TL;DR

The UK government is investing £36 million to upgrade the Dawn supercomputer at Cambridge University with AMD MI355X AI accelerators, increasing its computing capacity sixfold. This forms part of the broader £2 billion AI strategy announced last year, with plans to expand the AI Research Resource capacity twentyfold by 2030.

Major Infrastructure Investment

The UK government has committed £36 million to significantly boost the computing power available to British AI researchers and businesses. The funding will add AMD MI355X AI chips to the existing Dawn supercomputer at Cambridge University’s West Cambridge campus, alongside construction of a new high-performance computing system.

The AI Research Resource (AIRR), established in 2023, already operates two major systems: Isambard-AI at the University of Bristol, powered by 5,448 Nvidia GH200 processors delivering 21 exaflops of AI compute, and the Intel-based Dawn system offering 19 petaflops of processing power.

Strategic Context

This investment aligns with the government’s January 2025 AI strategy, which allocated £2 billion to national AI infrastructure.
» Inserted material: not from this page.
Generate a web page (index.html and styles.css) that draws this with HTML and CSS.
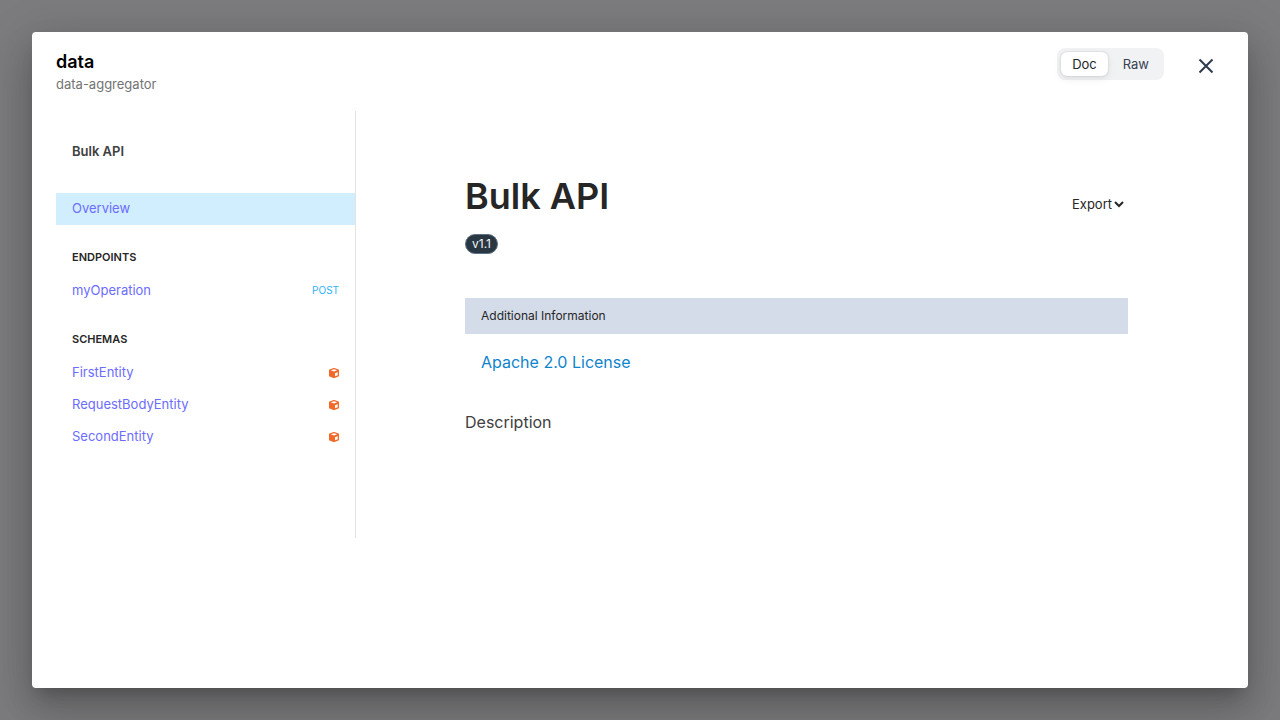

Of this, £1 billion is specifically earmarked to expand AIRR’s capacity at least twentyfold by 2030. A further £750 million is planned for a new national supercomputer in Edinburgh.

Professor Sir John Aston at Cambridge University highlighted that the investment would provide researchers, clinicians, and innovators with essential tools to drive breakthroughs in public services.

Looking Forward

The next iteration of Dawn, called Zenith, is scheduled to come online in spring 2026. The Department for Science, Innovation and Technology emphasised that these resources would enable British researchers and technology companies to develop next-generation AI tools, positioning the UK competitively in the global AI infrastructure race.